(Some records)
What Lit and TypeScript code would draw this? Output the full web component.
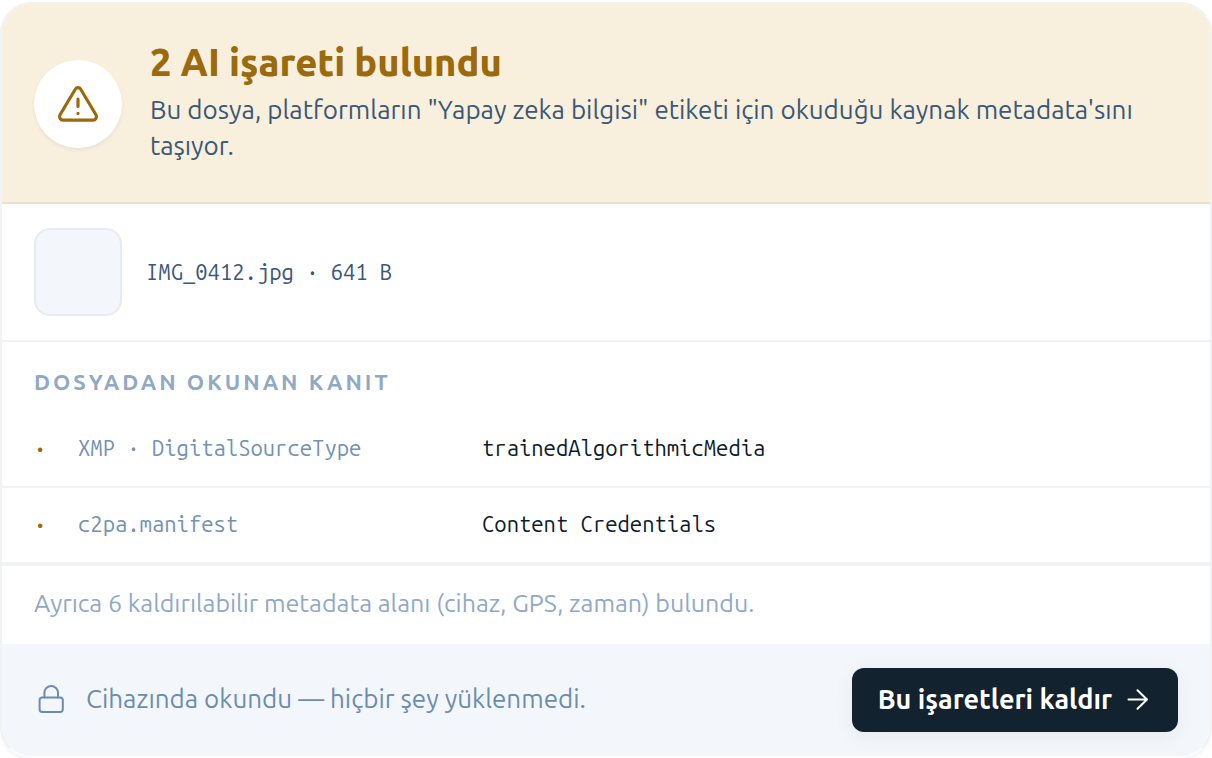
import { LitElement, html, css } from "lit";
import { customElement } from "lit/decorators.js";

interface Evidence {
  key: string;
  value: string;
}

const EVIDENCE: Evidence[] = [
  { key: "XMP · DigitalSourceType", value: "trainedAlgorithmicMedia" },
  { key: "c2pa.manifest", value: "Content Credentials" },
];

@customElement("app-root")
export class AppRoot extends LitElement {
  static styles = css`
    :host {
      display: block;
      box-sizing: border-box;
      padding-top: 2px;
      background: #fff;
      color: #0b1c2c;
      font-family: Ubuntu, "Noto Sans", "Open Sans", sans-serif;
      font-size: 26px;
      --mono: "Ubuntu Mono", "DejaVu Sans Mono", "Liberation Mono", monospace;
      --line: #f0f2f3;
      --amber: #9a6a0c;
    }
    * {
      box-sizing: border-box;
    }
    h2, h3, p, dl, dd, dt {
      margin: 0;
    }
    .card {
      border: 2px solid var(--line);
      border-bottom-color: #fbfcfe;
      border-radius: 32px;
      overflow: hidden;
      background: #fff;
      box-shadow: 0 2px 4px rgba(16, 34, 48, 0.05);
    }
    .verdict {
      display: flex;
      align-items: center;
      gap: 28px;
      padding: 40px 32px;
      background: #f8efdc;
      box-shadow: inset 0 -2px #ebe2d0;
    }
    .badge {
      display: grid;
      place-items: center;
      flex: none;
      width: 88px;
      height: 88px;
      border-radius: 50%;
      background: #fff;
      color: var(--amber);
      box-shadow: 0 2px 4px rgba(16, 34, 48, 0.06);
    }
    .title {
      padding-bottom: 12px;
      font-size: 38px;
      line-height: 36px;
      font-weight: 800;
      color: var(--amber);
    }
    .lead {
      font-size: 26px;
      line-height: 36px;
      color: #3a5877;
    }
    .file {
      display: flex;
      align-items: center;
      gap: 24px;
      padding: 24px 32px;
      border-bottom: 2px solid var(--line);
    }
    .thumb {
      flex: none;
      width: 88px;
      height: 88px;
      border: 2px solid #e6ebef;
      border-radius: 16px;
      background: #f3f7fc;
    }
    .mono {
      font-family: var(--mono);
      font-size: 22px;
      line-height: 32px;
    }
    .name {
      color: #3a5877;
    }
    .heading {
      padding: 24px 32px 14px;
      font-size: 22px;
      line-height: 32px;
      font-weight: 700;
      letter-spacing: 3px;
      color: #8fa9c7;
    }
    .row {
      display: grid;
      grid-template-columns: 28px minmax(0, 388px) minmax(0, 1fr);
      column-gap: 16px;
      padding: 20px 32px 22px;
      border-bottom: 2px solid var(--line);
    }
    .dot {
      color: var(--amber);
      font-weight: 700;
    }
    .key {
      color: #7292b3;
    }
    .note {
      padding: 19px 32px 23px;
      border-top: 2px solid var(--line);
      font-size: 25px;
      line-height: 36px;
      color: #8fa9c7;
    }
    .footer {
      display: flex;
      align-items: center;
      justify-content: space-between;
      gap: 24px;
      padding: 24px 32px;
      background: #f3f7fc;
    }
    .local {
      display: flex;
      align-items: center;
      gap: 18px;
      font-size: 26px;
      line-height: 36px;
      color: #6c8cae;
    }
    .action {
      display: flex;
      align-items: center;
      flex: none;
      gap: 12px;
      height: 64px;
      padding: 0 26px;
      border: 0;
      border-radius: 12px;
      background: #13222f;
      color: #fff;
      font: inherit;
      font-size: 27px;
      font-weight: 600;
      cursor: pointer;
      box-shadow: 0 4px 20px rgba(16, 34, 48, 0.06);
    }
    .local span,
    .action span {
      padding-bottom: 2px;
    }
    svg {
      display: block;
      flex: none;
      fill: none;
      stroke: currentColor;
      stroke-linecap: round;
      stroke-linejoin: round;
    }
  `;

  render() {
    return html`
      <section class="card">
        <header class="verdict">
          <span class="badge">
            <svg width="44" height="44" viewBox="0 0 44 44" stroke-width="3.2" aria-hidden="true">
              <path d="M19.3 7.2 4.2 32.5a3.6 3.6 0 0 0 3.2 5.7h29.2a3.6 3.6 0 0 0 3.2-5.7L24.7 7.2a3.1 3.1 0 0 0-5.4 0Z" />
              <path d="M22 17.2v7.2M22 31.4h.02" />
            </svg>
          </span>
          <div>
            <h2 class="title">2 AI işareti bulundu</h2>
            <p class="lead">Bu dosya, platformların "Yapay zeka bilgisi" etiketi için okuduğu kaynak metadata'sını taşıyor.</p>
          </div>
        </header>
        <div class="file">
          <span class="thumb"></span>
          <span class="mono name">IMG_0412.jpg · 641 B</span>
        </div>
        <h3 class="heading">DOSYADAN OKUNAN KANIT</h3>
        <dl>
          ${EVIDENCE.map(
            (item) => html`
              <div class="row mono">
                <span class="dot" aria-hidden="true">·</span>
                <dt class="key">${item.key}</dt>
                <dd>${item.value}</dd>
              </div>
            `
          )}
        </dl>
        <p class="note">Ayrıca 6 kaldırılabilir metadata alanı (cihaz, GPS, zaman) bulundu.</p>
        <footer class="footer">
          <p class="local">
            <svg width="34" height="34" viewBox="0 0 34 34" stroke-width="2" aria-hidden="true">
              <rect x="5.6" y="14.5" width="23.2" height="14.4" rx="2.6" />
              <path d="M10.4 14.5V9.8a6.8 6.8 0 0 1 13.6 0v4.7" />
            </svg>
            <span>Cihazında okundu — hiçbir şey yüklenmedi.</span>
          </p>
          <button class="action" type="button">
            <span>Bu işaretleri kaldır</span>
            <svg width="28" height="28" viewBox="0 0 28 28" stroke-width="2" aria-hidden="true">
              <path d="M4.5 13.5h18.5M13.5 4.2l9.5 9.3-9.5 9.3" />
            </svg>
          </button>
        </footer>
      </section>
    `;
  }
}
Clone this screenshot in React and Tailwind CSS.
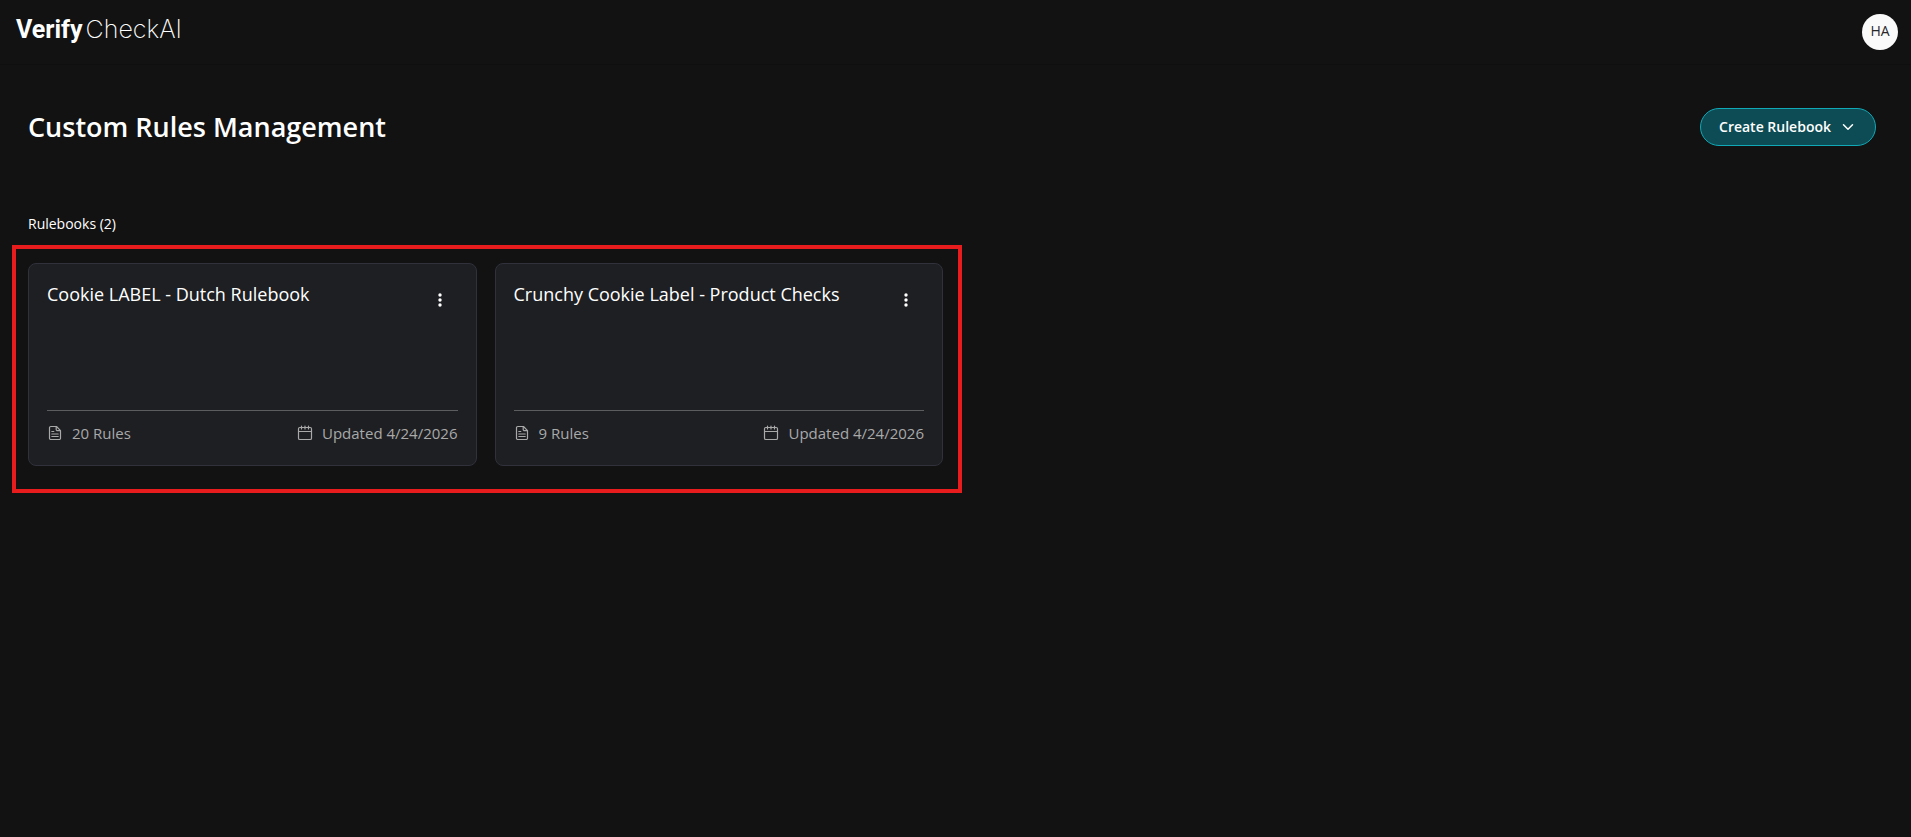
import React from 'react';
import { ChevronDown } from 'lucide-react';

const rulebooks = [
  { id: 1, name: 'Cookie LABEL - Dutch Rulebook', rules: 20, updated: '4/24/2026' },
  { id: 2, name: 'Crunchy Cookie Label - Product Checks', rules: 9, updated: '4/24/2026' },
];

const DotsIcon = () => (
  <svg viewBox="0 0 18 18" className="h-[18px] w-[18px]" fill="currentColor" aria-hidden="true">
    <circle cx="9" cy="4" r="1.7" />
    <circle cx="9" cy="9" r="1.7" />
    <circle cx="9" cy="14" r="1.7" />
  </svg>
);

const FileIcon = () => (
  <svg viewBox="0 0 16 16" className="h-4 w-4" fill="none" stroke="currentColor" strokeWidth="1.2" aria-hidden="true">
    <path d="M9.5 1.5H3.8a1.3 1.3 0 0 0-1.3 1.3v10.4a1.3 1.3 0 0 0 1.3 1.3h8.4a1.3 1.3 0 0 0 1.3-1.3V5.6z" strokeLinejoin="round" />
    <path d="M9.2 1.6v2.8a1.3 1.3 0 0 0 1.3 1.3h2.9" />
    <path d="M4.8 6.5h2M4.8 9h6.4M4.8 11.5h6.4" strokeLinecap="round" />
  </svg>
);

const CalendarIcon = () => (
  <svg viewBox="0 0 16 16" className="h-4 w-4" fill="none" stroke="currentColor" strokeWidth="1.2" strokeLinecap="round" aria-hidden="true">
    <rect x="1.5" y="2.5" width="13" height="12" rx="1.3" />
    <path d="M1.5 6.5h13M4.5 1v3M8 1v3M11.5 1v3" />
  </svg>
);

const RulebookCard = ({ book }) => (
  <article className="flex h-[203px] flex-col rounded-lg border border-[#30313b] bg-[#1e1f23] p-[18px]">
    <div className="flex flex-1 items-start justify-between">
      <h3 className="text-lg leading-6 text-white">{book.name}</h3>
      <button type="button" aria-label="Rulebook options" className="flex h-9 w-9 items-center justify-center text-white">
        <DotsIcon />
      </button>
    </div>
    <div className="flex items-start justify-between border-t border-[#5c5d5f] pt-[10px] pb-[2px] text-[15px] leading-6 text-[#a9a9a9]">
      <span className="flex items-center gap-[9px]">
        <FileIcon /> {book.rules} Rules
      </span>
      <span className="flex items-center gap-[9px]">
        <CalendarIcon /> Updated {book.updated}
      </span>
    </div>
  </article>
);

const App = () => {
  return (
    <div className="min-h-screen bg-[#121212] font-['Open_Sans',sans-serif] text-white">

      {/* Top bar */}
      <header className="flex h-[65px] items-center justify-between border-b border-[#0f0f0f] pr-[13px] pl-4">
        <a href="#" className="flex items-baseline gap-[3px] pb-[6px] text-[25px] leading-8">
          <span className="font-['Roboto',sans-serif] font-bold">Verify</span>
          <span className="font-['Inter',sans-serif] font-extralight">CheckAI</span>
        </a>
        <button type="button" className="h-9 w-9 rounded-full bg-[#fafafa] pb-[2px] text-sm text-[#27272a]">
          HA
        </button>
      </header>

      <main className="pr-[35px] pl-7">

        {/* Page title */}
        <div className="flex items-center justify-between pt-[43px]">
          <h1 className="text-[27px] leading-9 font-semibold">Custom Rules Management</h1>
          <button
            type="button"
            className="flex h-[38px] items-center gap-2 rounded-full border border-[#0fa9b8] bg-[#0d4c54] px-[18px] text-sm font-semibold"
          >
            Create Rulebook
            <ChevronDown className="h-[18px] w-[18px]" />
          </button>
        </div>

        <h2 className="pt-[68px] pb-[29px] text-sm leading-5">Rulebooks ({rulebooks.length})</h2>

        {/* Rulebook grid */}
        <div className="grid grid-cols-4 gap-[18px]">
          <div className="relative col-span-2 grid grid-cols-subgrid">
            {rulebooks.map((book) => (
              <RulebookCard key={book.id} book={book} />
            ))}
            <div className="pointer-events-none absolute -top-[18px] -right-[19px] -bottom-[27px] -left-4 border-4 border-[#e81c1c]" />
          </div>
        </div>

      </main>
    </div>
  );
};

export default App;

◆ **THE PROBLEM**
From the entries above, list each line with "this" in it.

◆ **SOLUTION TO THE EXERCISE**
What Lit and TypeScript code would draw this? Output the full web component.
Clone this screenshot in React and Tailwind CSS.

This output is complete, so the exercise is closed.